[DATA PROVIDED start]
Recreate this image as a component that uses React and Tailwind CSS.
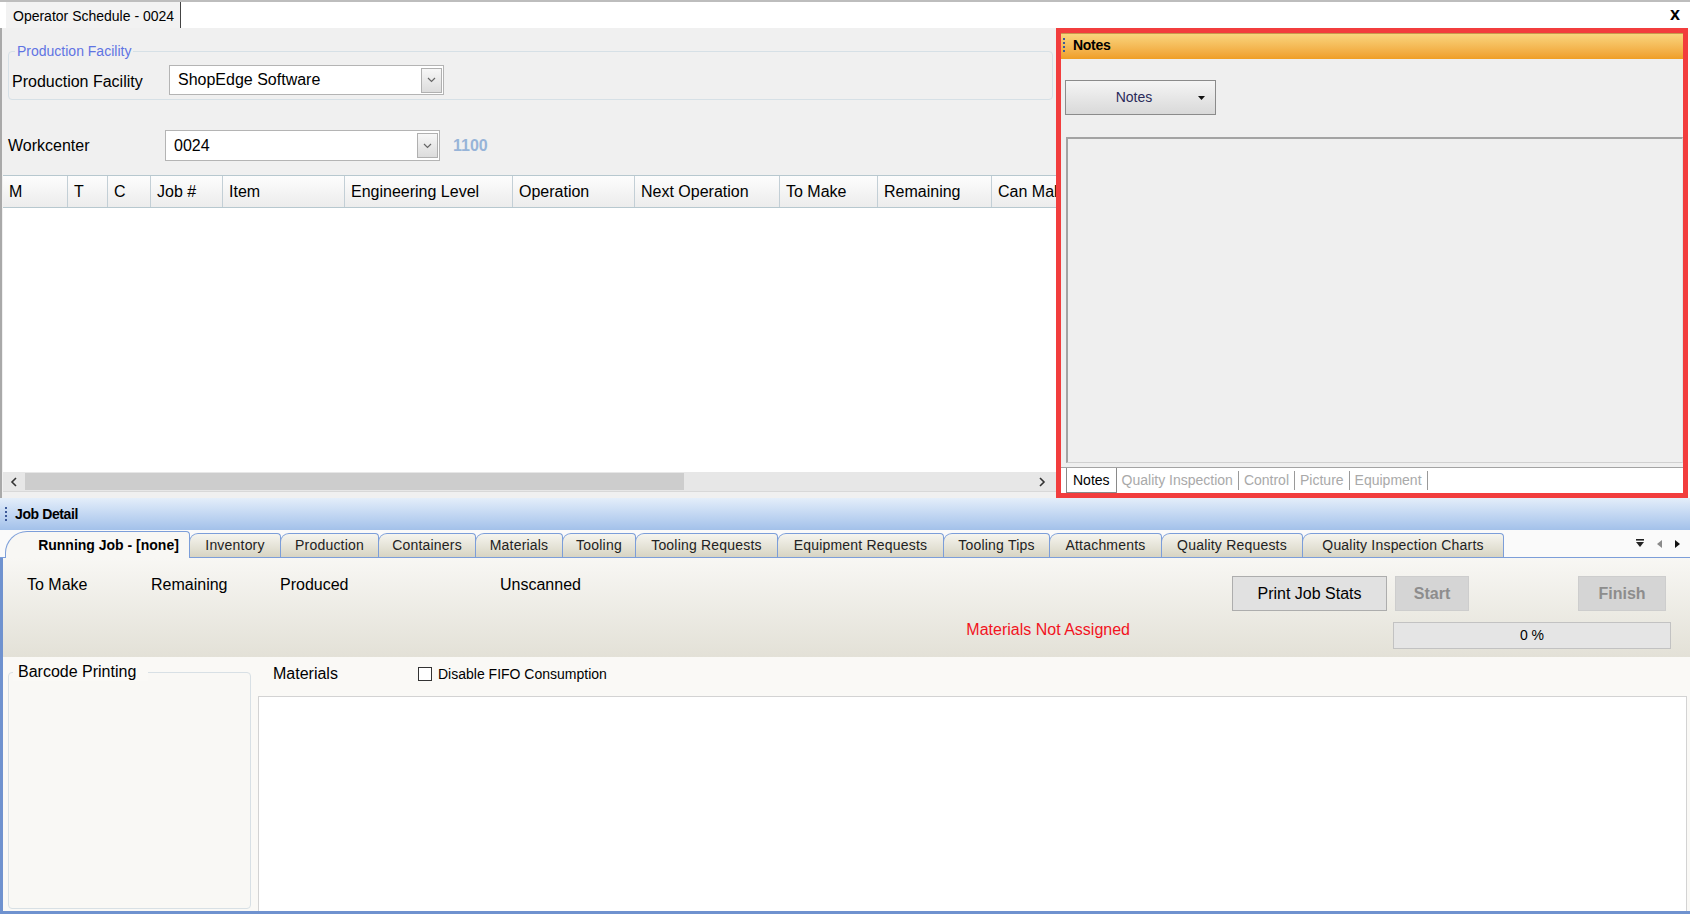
import React from 'react';

const cols = [
  ['M', 65], ['T', 40], ['C', 43], ['Job #', 72], ['Item', 122], ['Engineering Level', 168],
  ['Operation', 122], ['Next Operation', 145], ['To Make', 98], ['Remaining', 114], ['Can Make', 120],
];

const tabs = [
  ['Inventory', 92], ['Production', 99], ['Containers', 98], ['Materials', 88], ['Tooling', 74],
  ['Tooling Requests', 143], ['Equipment Requests', 167], ['Tooling Tips', 107], ['Attachments', 113],
  ['Quality Requests', 142], ['Quality Inspection Charts', 202],
];

function Grip() {
  return (
    <div className="flex flex-col gap-[2px]">
      <span className="w-[2px] h-[2px] bg-[#3d5a99]" />
      <span className="w-[2px] h-[2px] bg-[#3d5a99]" />
      <span className="w-[2px] h-[2px] bg-[#3d5a99]" />
      <span className="w-[2px] h-[2px] bg-[#3d5a99]" />
    </div>
  );
}

function Combo({ value, className }) {
  return (
    <div className={`flex items-center justify-between bg-white border border-[#b4b4b4] ${className}`}>
      <span className="pl-[8px] text-[16px] leading-[18px]">{value}</span>
      <div className="mr-[1px] w-[21px] h-[25px] border border-[#b0b0b0] bg-linear-to-b from-[#f7f7f7] to-[#dcdcdc] flex items-center justify-center">
        <svg width="9" height="6" viewBox="0 0 9 6">
          <path d="M1 1l3.5 3.5L8 1" fill="none" stroke="#666" strokeWidth="1.2" />
        </svg>
      </div>
    </div>
  );
}

function Chevron({ dir }) {
  return (
    <svg width="8" height="10" viewBox="0 0 8 10">
      <path d={dir === 'left' ? 'M6 1L2 5l4 4' : 'M2 1l4 4-4 4'} fill="none" stroke="#333" strokeWidth="1.6" />
    </svg>
  );
}

export default function App() {
  return (
    <div className="w-[1690px] h-[914px] overflow-hidden flex flex-col bg-white text-black font-['Liberation_Sans',Arial,sans-serif]">
      {/* document tab strip */}
      <div className="h-[28px] shrink-0 border-t-2 border-[#bdbdbd] flex items-stretch bg-white">
        <div className="ml-[6px] w-[175px] pl-[7px] pt-[2px] bg-[#f2f2f2] border-r border-[#444] flex items-center text-[14px] leading-none">
          Operator Schedule - 0024
        </div>
        <div className="flex-1" />
        <div className="w-[30px] flex items-center justify-center font-bold text-[18px] leading-none pb-[3px]">x</div>
      </div>

      {/* upper area */}
      <div className="h-[470px] shrink-0 flex">
        <div className="w-[1056px] shrink-0 bg-[#f0f0f0] border-l-2 border-[#a9a9a9] flex flex-col">
          <div className="relative ml-[6px] mr-[3px] mt-[23px] h-[49px] border border-[#d6e0e6] rounded-[4px] flex items-start pt-[13px]">
            <span className="absolute left-[6px] top-[-9px] px-[2px] bg-[#f0f0f0] text-[14px] leading-[16px] text-[#5f74e3]">
              Production Facility
            </span>
            <span className="ml-[3px] w-[157px] text-[16px] leading-[18px] pt-[8px]">Production Facility</span>
            <Combo value="ShopEdge Software" className="w-[275px] h-[30px]" />
          </div>

          <div className="mt-[30px] h-[31px] flex items-center">
            <span className="ml-[6px] w-[157px] text-[16px] leading-[18px]">Workcenter</span>
            <Combo value="0024" className="w-[275px] h-[31px]" />
            <span className="ml-[13px] text-[16px] font-bold text-[#97b4d8]">1100</span>
          </div>

          <div className="mt-[14px] ml-[1px] flex flex-col flex-1 min-h-0">
            <div className="h-[33px] flex border-y border-[#b7c8cf] overflow-hidden">
              {cols.map(([name, w]) => (
                <div
                  key={name}
                  style={{ width: w }}
                  className="shrink-0 h-full border-r border-[#c3cfd6] bg-linear-to-b from-[#fdfdfd] to-[#ececec] flex items-center pl-[6px] text-[16px] whitespace-nowrap"
                >
                  {name}
                </div>
              ))}
            </div>
            <div className="flex-1 bg-white" />
            <div className="h-[19px] bg-[#e7e7e7] flex items-center">
              <div className="w-[22px] flex justify-center"><Chevron dir="left" /></div>
              <div className="w-[659px] h-[17px] bg-[#cdcdcd]" />
              <div className="flex-1" />
              <div className="w-[22px] mr-[3px] flex justify-center"><Chevron dir="right" /></div>
            </div>
            <div className="h-[7px] border-t border-[#d8d8d8] bg-[#f0f0f0]" />
          </div>
        </div>

        {/* notes panel */}
        <div className="flex-1 mr-[2px] border-[5px] border-[#f23d3d] bg-[#efefef] flex flex-col">
          <div className="h-[26px] shrink-0 border-t border-[#c79a4a] bg-linear-to-b from-[#f9d57c] to-[#ef9e24] flex items-center gap-[8px] pl-[2px] pb-[3px]">
            <Grip />
            <span className="font-bold text-[14px] tracking-[-0.3px]">Notes</span>
          </div>
          <div className="pt-[21px] pl-[4px]">
            <div className="w-[151px] h-[35px] border border-[#8b8b8b] bg-linear-to-b from-[#f5f5f5] to-[#d9d9d9] flex items-center">
              <span className="flex-1 text-center text-[14px] text-[#2a2a5a] pl-[4px]">Notes</span>
              <svg width="7" height="4" viewBox="0 0 7 4" className="mr-[10px]">
                <path d="M0 0h7L3.5 4z" fill="#111" />
              </svg>
            </div>
          </div>
          <div className="mt-[22px] ml-[5px] h-[326px] border-t-2 border-l-2 border-[#a3a3a3] border-r border-b border-r-[#e0e0e0] border-b-[#d0d0d0] bg-[#efefef]" />
          <div className="mt-[4px] h-[26px] flex-1 bg-white border-t border-[#a3a3a3] flex items-stretch text-[14px]">
            <div className="ml-[5px] px-[6px] border-l border-b border-r border-[#8a8a8a] bg-white flex items-center">Notes</div>
            {['Quality Inspection', 'Control', 'Picture', 'Equipment'].map((t) => (
              <div key={t} className="px-[5px] my-[3px] border-r border-[#9a9a9a] text-[#a9a9a9] flex items-center">{t}</div>
            ))}
          </div>
        </div>
      </div>

      {/* job detail */}
      <div className="flex-1 flex flex-col min-h-0">
        <div className="h-[32px] shrink-0 bg-linear-to-b from-[#e4eefa] to-[#a3c1ea] flex items-center gap-[8px] pl-[5px]">
          <Grip />
          <span className="font-bold text-[14px] tracking-[-0.4px]">Job Detail</span>
        </div>

        <div className="h-[28px] shrink-0 bg-[#fafafa] border-b border-[#7c9ed9] flex items-end pl-[5px]">
          <div className="w-[185px] h-[27px] mb-[-1px] relative z-10 border border-b-0 border-[#7c9ed9] rounded-tl-[22px] rounded-tr-[4px] bg-[#f8f7f4] flex items-center justify-center pl-[22px] font-bold text-[14px]">
            Running Job - [none]
          </div>
          {tabs.map(([t, w]) => (
            <div
              key={t}
              style={{ width: w }}
              className="h-[24px] ml-[-1px] shrink-0 border border-b-0 border-[#7c9ed9] rounded-tl-[9px] rounded-tr-[4px] bg-linear-to-b from-[#f6f5ef] to-[#d7d4c3] flex items-center justify-center text-[14px] text-[#222] tracking-[0.2px] whitespace-nowrap"
            >
              {t}
            </div>
          ))}
          <div className="ml-auto mr-[9px] self-center flex items-center gap-[11px]">
            <svg width="10" height="9" viewBox="0 0 10 9">
              <rect x="1" y="0" width="8" height="1.6" fill="#222" />
              <path d="M1 3h8L5 8z" fill="#222" />
            </svg>
            <svg width="7" height="10" viewBox="0 0 7 10"><path d="M6 1L1 5l5 4z" fill="#8a8a8a" /></svg>
            <svg width="7" height="10" viewBox="0 0 7 10"><path d="M1 1l5 4-5 4z" fill="#111" /></svg>
          </div>
        </div>

        <div className="flex-1 min-h-0 flex flex-col border-l-[3px] border-b-[3px] border-[#6f92cf]">
          <div className="h-[99px] shrink-0 bg-linear-to-b from-[#f8f7f4] to-[#e3e1d7] flex flex-col">
            <div className="mt-[18px] h-[35px] flex items-start text-[16px] leading-[18px]">
              <span className="ml-[24px] w-[124px]">To Make</span>
              <span className="w-[129px]">Remaining</span>
              <span className="w-[220px]">Produced</span>
              <span>Unscanned</span>
              <div className="flex-1" />
              <div className="w-[155px] h-[35px] bg-[#e1e1e1] border border-[#adadad] flex items-center justify-center">Print Job Stats</div>
              <div className="ml-[8px] w-[74px] h-[35px] bg-[#d5d5d5] border border-[#cdcdcd] flex items-center justify-center font-bold text-[#8d8d8d]">Start</div>
              <div className="ml-[109px] w-[88px] h-[35px] bg-[#d5d5d5] border border-[#cdcdcd] flex items-center justify-center font-bold text-[#8d8d8d]">Finish</div>
              <div className="w-[24px]" />
            </div>
            <div className="mt-[11px] flex items-start justify-end">
              <span className="mt-[-1px] text-[16px] leading-[18px] text-[#f2141e]">Materials Not Assigned</span>
              <div className="ml-[263px] mr-[19px] w-[278px] h-[27px] bg-[#e5e5e5] border border-[#c2c2c2] flex items-center justify-center text-[14px]">
                0 %
              </div>
            </div>
          </div>

          <div className="flex-1 min-h-0 bg-[#faf9f6] flex">
            <div className="relative ml-[5px] mt-[15px] mb-[2px] w-[243px] border border-[#d8e0e5] rounded-[4px] bg-[#f9f8f5]">
              <span className="absolute left-[4px] top-[-10px] pr-[12px] pl-[5px] bg-[#faf9f6] text-[16px] leading-[18px]">Barcode Printing</span>
            </div>
            <div className="ml-[7px] flex-1 flex flex-col">
              <div className="h-[39px] shrink-0 flex items-start pt-[8px] text-[16px] leading-[18px]">
                <span className="ml-[15px] w-[145px]">Materials</span>
                <span className="mt-[2px] w-[14px] h-[14px] border border-[#333] bg-white" />
                <span className="ml-[6px] text-[14px]">Disable FIFO Consumption</span>
              </div>
              <div className="flex-1 mr-[3px] bg-white border-t border-l border-r border-[#d3d3d3]" />
            </div>
          </div>
        </div>
      </div>
    </div>
  );
}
[DATA PROVIDED end]
DIRECTIONS FOR THIS TASK -
Go from the first line of the listing to the line holding "import React from 'react';" and, please, transcribe those lines exactly, both included, with no pictures.

EXPECTED OUTPUT -
Recreate this image as a component that uses React and Tailwind CSS.
import React from 'react';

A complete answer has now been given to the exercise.